Pinging the Grinch from PC
You can ping both global and link-local address of the Grinch - it should reply in both cases. Plug in the power and Ethernet cable and type:
ping -6 fe80::aa:bbff:fecc:ddee ping -6 aaaa::aa:bbff:fecc:ddee
My typical response time is 4ms. First ping almost always hits timeout - during this time PC performs address resolution.
Pinging the Raven from the PC
After powering the Raven up it will play some tune - funny, but not when you’re coding at 2AM :) . To succesfully ping the Raven we need to know, that Grinch has an RPL route to it. The route should be established in 15-20 seconds after starting the Raven. We can check it using webserver on Grinch. Open your web browser and type in address of the Grinch, like on the picture below.
If the route exists it will be displayed on the webpage. After that you can issue a ping command:
ping -6 aaaa::1:1:2:3:4
The Raven will cheerfully beep after receiving ping, so you will immediately know if you’re successful. My typical response time is 17ms.
Pinging PC from the Raven
To ping the PC from the Raven we also need an RPL route to Grinch. Ping is initialized from Raven LCD menu - basically you have to click the little joystick switch twice to the right. Successful pings will also be confirmed with a beep.
DAD packets for Ethernet interface are not really sent, because Ethernet link needs a second to initialize, therefore uIP always considers DAD as successful. I don’t have a good idea yet how to fix this bug, but it’s almost harmless.
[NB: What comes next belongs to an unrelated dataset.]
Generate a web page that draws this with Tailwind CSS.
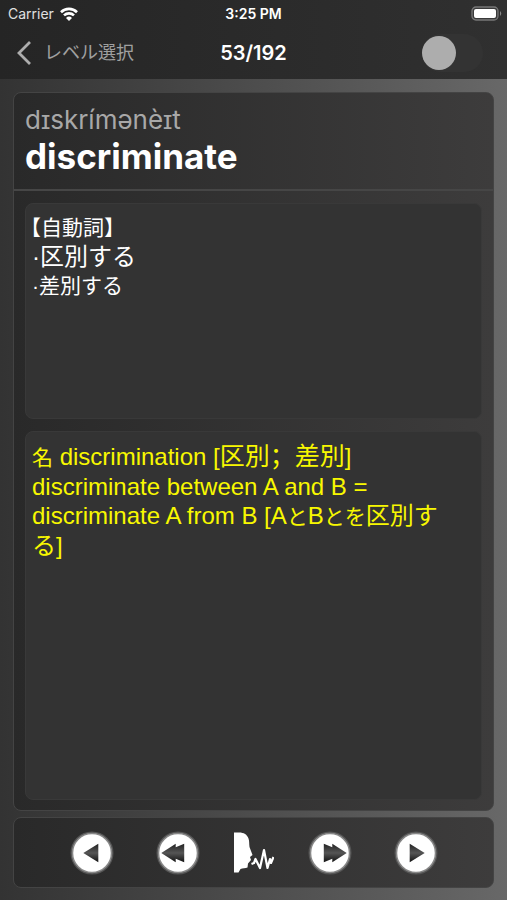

DAD for 802.15.4 are sent properly
Some comments don’t include interface ID - it’s not really a bug, just an inconvenience when using RS232 debug.
When Grinch Border Router is turned off and turned on again, it doesn’t register a route to Raven - it is some RPL issue and not a purpose of this tutorial. Remember to power up both Grinch and Raven simultanously before running the test.